When I first moved to New York, I was on a low-carb street meat diet (i.e., kebabs from the cart). I later lived next to someone who cooked the food for several halal food carts in his apartment, and considering that this is the same neighbor who got in a drunken, naked fistfight with his roommate in our hallway after the roommate urinated on the floor, I decided I was done with street food.
But I also have had the experience of being a bodybuilder. Bodybuilders can manipulate their own bodyfat within ounces. They decide what they’re going to eat, and they eat exactly that. They generally eat the same thing every day, measure their food on a scale, carry food in plastic containers with them wherever they go, and basically stick to the plan by wanting to win, and also by just ignoring the fact that food is sometimes used for enjoyment. They just put that off until later, such as after a competition, or when they’ve retired.
There are many cheap foods (lentils, beans, egg whites, and whatever vegetables are on sale) that are conducive to having a six-pack, if you’re willing to do some basic cooking. (Oxygen magazine is a great place to start.) Sticking to whatever plan you decide on is much easier if you take all of the decisions out of it, and develop an obsession with something else — like working out, or earning money, or starting a business, or writing a screenplay, or saving the world (see Bullish: How to Use Your Career to Make the World A Better Place).
Austerity in general is an advantage you have that others do not.
Summer is a time that other people become lazy, which means that it is a time for you to get ahead.
I remember sitting at a table at a conference related to women and business school.
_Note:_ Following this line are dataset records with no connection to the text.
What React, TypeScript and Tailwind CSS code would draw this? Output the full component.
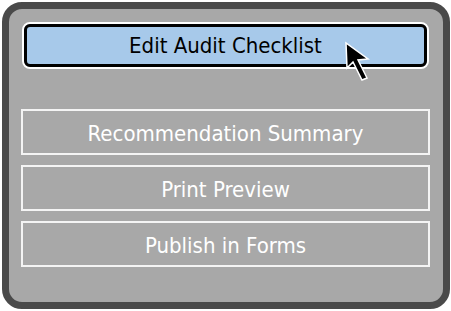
import React from "react";

export default function App() {
  const items = ["Recommendation Summary", "Print Preview", "Publish in Forms"];
  return (
    <div className="w-[451px] h-[311px] bg-white pt-[2px] pl-[2px]" style={{ fontFamily: '"DejaVu Sans Condensed", "DejaVu Sans", Verdana, sans-serif' }}>
      <div className="relative w-[448px] h-[307px] rounded-[20px] border-[7px] border-[#4a4a4a] bg-[#a8a8a8] pl-[12px] pt-[13px] flex flex-col">
        <div className="ml-[1px] w-[407px] h-[47px] rounded-[8px] border-[2px] border-white">
          <div className="w-full h-full rounded-[6px] border-[3px] border-black bg-[#a7c9ea] flex items-center justify-center pt-[1px] text-[22px] leading-none text-black">
            Edit Audit Checklist
          </div>
        </div>
        <div className="mt-[40px] flex flex-col gap-[10px]">
          {items.map((t) => (
            <div
              key={t}
              className="w-[409px] h-[46px] border-[2px] border-[#f4f4f4] flex items-center justify-center pt-[3px] text-[22px] leading-none text-white"
            >
              {t}
            </div>
          ))}
        </div>
        <svg
          className="absolute left-[335px] top-[32px]"
          width="30"
          height="44"
          viewBox="0 0 30 44"
        >
          <polygon
            points="2,2 3,27 9,21 18,39 23,37 14,19 24,18"
            fill="black"
            stroke="white"
            strokeWidth="1.5"
            strokeLinejoin="miter"
          />
        </svg>
      </div>
    </div>
  );
}
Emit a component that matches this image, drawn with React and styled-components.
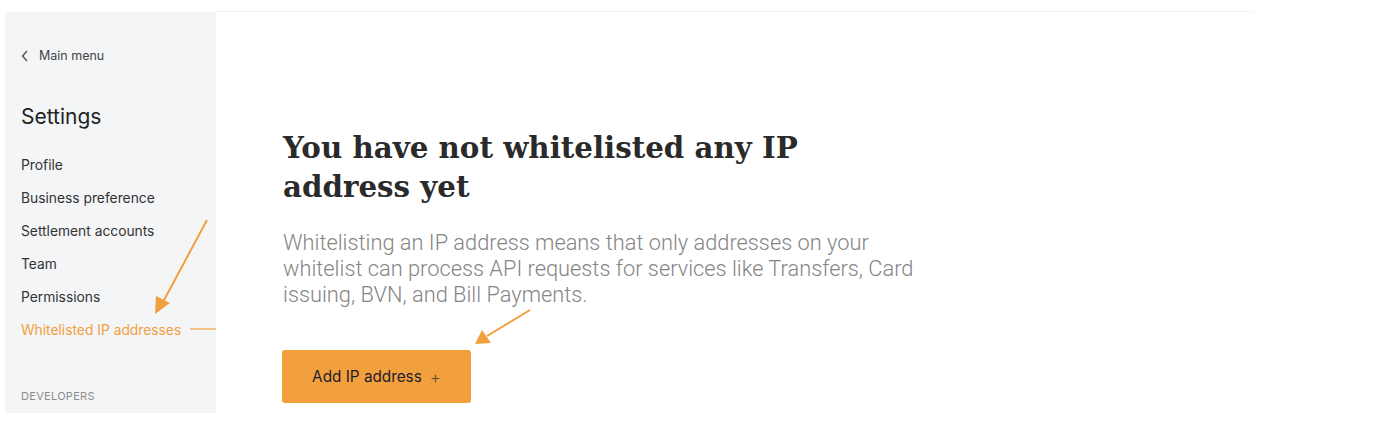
import styled, { createGlobalStyle } from 'styled-components'

const Global = createGlobalStyle`
    body {
        margin: 0;
        background: #fff;
        font-family: Inter, "Liberation Sans", sans-serif;
    }
`

const navItems = [
    'Profile',
    'Business preference',
    'Settlement accounts',
    'Team',
    'Permissions',
    'Whitelisted IP addresses',
]

function App() {
    return (
        <Page>
            <Global />
            <Sidebar>
                <Back>
                    <svg width="8" height="12" viewBox="0 0 8 12">
                        <path d="M6 1 L1.5 6 L6 11" fill="none" stroke="#444" strokeWidth="1.2" />
                    </svg>
                    Main menu
                </Back>
                <Title>Settings</Title>
                <Nav>
                    {navItems.map((item) => (
                        <NavItem key={item} $active={item === 'Whitelisted IP addresses'}>
                            {item}
                        </NavItem>
                    ))}
                </Nav>
                <Section>Developers</Section>
            </Sidebar>
            <Main>
                <Heading>You have not whitelisted any IP address yet</Heading>
                <Text>
                    Whitelisting an IP address means that only addresses on your whitelist can process API
                    requests for services like Transfers, Card issuing, BVN, and Bill Payments.
                </Text>
                <Button>
                    Add IP address <Plus>+</Plus>
                </Button>
            </Main>
            <Marks width="1388" height="431" viewBox="0 0 1388 431">
                <g stroke="#f2a03d" strokeWidth="2" fill="none">
                    <line x1="207" y1="220" x2="163" y2="302" />
                    <line x1="190" y1="329" x2="216" y2="329" strokeWidth="1.2" />
                    <line x1="530" y1="310" x2="487" y2="336" />
                </g>
                <polygon points="155,314 156,296 170,303" fill="#f2a03d" />
                <polygon points="475,344 482,330 491,343" fill="#f2a03d" />
            </Marks>
        </Page>
    )
}

const Page = styled.div`
    position: relative;
    display: flex;
    align-items: flex-start;
    padding: 12px 0 0 5px;
    height: 431px;
    box-sizing: border-box;
    overflow: hidden;
`
const Sidebar = styled.aside`
    width: 211px;
    height: 401px;
    background: #f4f5f7;
    padding: 34px 0 0 16px;
    box-sizing: border-box;
    display: flex;
    flex-direction: column;
`
const Back = styled.div`
    display: flex;
    align-items: center;
    gap: 10px;
    font-size: 12.5px;
    line-height: 20px;
    color: #444;
`
const Title = styled.h2`
    margin: 38px 0 0;
    font-size: 21px;
    font-weight: 400;
    line-height: 26px;
    color: #222;
`
const Nav = styled.nav`
    display: flex;
    flex-direction: column;
    margin-top: 19px;
`
const NavItem = styled.div`
    font-size: 13.8px;
    line-height: 33px;
    color: ${(p) => (p.$active ? '#f2a03d' : '#333')};
`
const Section = styled.div`
    margin-top: 42px;
    font-size: 11px;
    letter-spacing: 0.3px;
    text-transform: uppercase;
    color: #8c8c8c;
`
const Main = styled.main`
    width: 1037px;
    height: 419px;
    border-top: 1px solid #f3f3f3;
    margin-top: -1px;
    padding: 116px 0 0 67px;
    box-sizing: border-box;
`
const Heading = styled.h1`
    margin: 0;
    width: 560px;
    font-family: "DejaVu Serif", "Liberation Serif", serif;
    font-weight: 700;
    font-size: 29.3px;
    line-height: 39px;
    color: #2a2a2a;
`
const Text = styled.p`
    margin: 24px 0 0;
    width: 650px;
    font-family: Roboto, "Liberation Sans", sans-serif;
    font-weight: 300;
    font-size: 21.8px;
    line-height: 26px;
    color: #858585;
`
const Button = styled.button`
    margin-top: 42px;
    width: 189px;
    height: 53px;
    border: none;
    border-radius: 3px;
    background: #f2a03d;
    color: #1c1c2e;
    font-family: Inter, "Liberation Sans", sans-serif;
    font-size: 15.3px;
    display: flex;
    align-items: center;
    justify-content: center;
    gap: 8px;
    margin-left: -1px;
`
const Plus = styled.span`
    font-weight: 300;
    font-size: 17px;
    color: #5a4a3a;
`
const Marks = styled.svg`
    position: absolute;
    top: 0;
    left: 0;
    pointer-events: none;
`

export default App
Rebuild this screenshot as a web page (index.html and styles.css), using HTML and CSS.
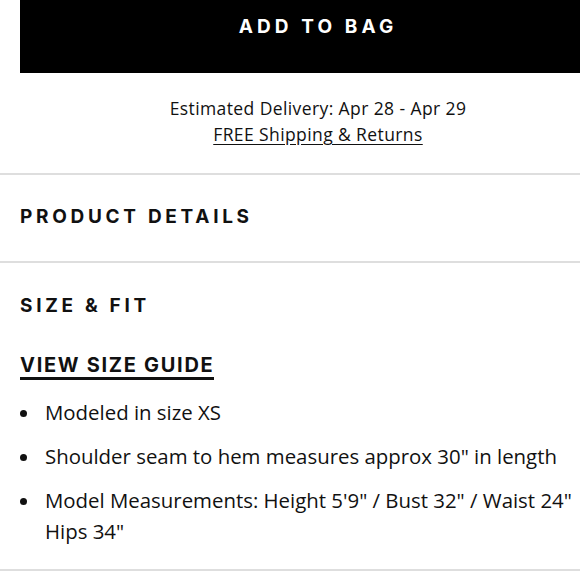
FILE: index.html
```html
<!DOCTYPE html>
<html>
<head>
<meta charset="utf-8">
<link rel="stylesheet" href="styles.css">
</head>
<body>
<div class="page">
  <div class="buy">
    <button class="add-btn">ADD TO BAG</button>
    <div class="delivery">
      <p class="eta">Estimated Delivery: Apr 28 - Apr 29</p>
      <a class="ship" href="#">FREE Shipping &amp; Returns</a>
    </div>
  </div>
  <section class="panel details">
    <h2 class="panel-title">PRODUCT DETAILS</h2>
  </section>
  <section class="panel fit">
    <h2 class="panel-title">SIZE &amp; FIT</h2>
    <a class="guide" href="#">VIEW SIZE GUIDE</a>
    <ul class="facts">
      <li><span class="dot"></span><span class="fact-text">Modeled in size XS</span></li>
      <li><span class="dot"></span><span class="fact-text">Shoulder seam to hem measures approx 30" in length</span></li>
      <li><span class="dot"></span><span class="fact-text">Model Measurements: Height 5'9" / Bust 32" / Waist 24" Hips 34"</span></li>
    </ul>
  </section>
</div>
</body>
</html>
```
FILE: styles.css
```css
html, body {
  margin: 0;
  padding: 0;
  background: #fff;
  overflow: hidden;
}
.page {
  width: 580px;
  color: #111;
  font-family: "Open Sans", "Noto Sans", sans-serif;
}
.buy {
  padding-left: 20px;
}
.add-btn {
  display: block;
  width: 596px;
  height: 73px;
  margin: 0;
  border: 0;
  background: #000;
  color: #fff;
  font-family: "Inter", "Liberation Sans", sans-serif;
  font-weight: 700;
  font-size: 19px;
  letter-spacing: 4.1px;
  padding: 0 0 20px;
  line-height: 33px;
}
.delivery {
  width: 596px;
  display: flex;
  flex-direction: column;
  align-items: center;
  padding: 22px 0 26px;
  font-size: 17.5px;
  letter-spacing: 0.4px;
  line-height: 26px;
}
.eta {
  margin: 0;
}
.ship {
  color: #111;
  text-decoration: underline;
  text-underline-offset: 3px;
}
.panel {
  border-top: 2px solid #dedede;
  padding-left: 20px;
}
.details {
  display: flex;
  align-items: center;
  padding-bottom: 2px;
  box-sizing: border-box;
  height: 88px;
}
.panel-title {
  margin: 0;
  font-family: "Inter", "Liberation Sans", sans-serif;
  font-weight: 700;
  font-size: 19px;
  letter-spacing: 3.7px;
  line-height: 24px;
}
.fit {
  padding-top: 31px;
  border-bottom: 2px solid #dedede;
  padding-bottom: 22px;
}
.guide {
  display: inline-block;
  margin-top: 35px;
  font-family: "Inter", "Liberation Sans", sans-serif;
  font-weight: 700;
  font-size: 20px;
  letter-spacing: 1.7px;
  color: #111;
  text-decoration: none;
  border-bottom: 3px solid #111;
  line-height: 24px;
  padding-bottom: 0;
}
.facts {
  margin: 17px 0 0;
  padding: 0;
  list-style: none;
  font-size: 20.4px;
  line-height: 31px;
}
.facts li {
  display: flex;
  align-items: flex-start;
  margin-bottom: 13px;
}
.facts li:last-child {
  margin-bottom: 0;
}
.dot {
  flex: none;
  width: 7px;
  height: 7px;
  border-radius: 50%;
  background: #111;
  margin: 13px 18px 0 0;
}
.fact-text {
  max-width: 540px;
}
```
I was answering questions about the GMAT, the exam for admission to business schools. I remember that a woman came by and filled out an information slip, paused over “job title,” and joked to me that she was a “lady of leisure.” She looked about 38. She asked a few questions about preparing for the GMAT. Most people spend over 100 hours (and, incidentally, practically the entire nation of India is spending much, much longer in an oft-effective attempt to kick our asses). She frowned and said that she probably wouldn’t do it, and would go look for something easier.
Obviously, that was just one silly, effete woman. But people in general are bad at buckling down when they’ve got 500 channels at home, a nice car, and the ability to eat at nice restaurants whenever they want. Starting a business is just too much work for them; every time they sit down to do something, they must deploy substantial reserves of willpower to forgo the luxuries in their lives.
If you do not have these luxuries, it is easier for you to expend willpower to start a business, create a great work portfolio, etc. Many studies have shown that willpower is a limited commodity (if you are using willpower to force yourself to exercise, you will have less willpower to force yourself to study, etc.) By having less luxury, you have more willpower. Willpower is something that cannot be purchased at any price; it is a tremendous advantage.
Finally: when success comes, you will enjoy it more.
Some experts say that everyone has a happiness set-point, and that after very good or very bad things happen to you, you tend to return to that set-point. I think this effect can be easily overridden by more powerful experiences and drives.
I was a miserable child; I hated the institution of childhood and found my entire life degrading. I was a snide teenager, because I didn’t know any better way to be. I am a ridiculously happy 32 year old, and even I marvel at the things that make me happy — I’ve lived in my apartment building for two and a half years, and I never stop marveling at its Art Deco exterior and the fact that I have the elusive New York dishwasher (really, those are very hard to find in Manhattan).
These things — and many others — make me happy every single day, and they never wear off. This is obviously, to me, a result of having lived on lentils, done degrading work for horrible people for not enough dollars, lived in a den of East Harlem rats, and been class-humiliated in school and financially shamed in New York. (See Bullish: How to Motivate Yourself to Be Motivated, which recommends the strategies of disgust, fear, and revenge.)
Once your basic needs are taken care of, the purpose of making more money is to bring you pleasure. So, if you were the sort of person who were immune to the pleasures of money — a blasé individual who had always had some — then what would be the fucking point of anything?
Being broke now is a launch pad to whatever you want to do in the future. Let lazy people frolic in the Hamptons, get seasick on the ferry, and get body-scanned at the airport. There are things to be done, and it can actually even be enjoyable to use this life stage to get ahead.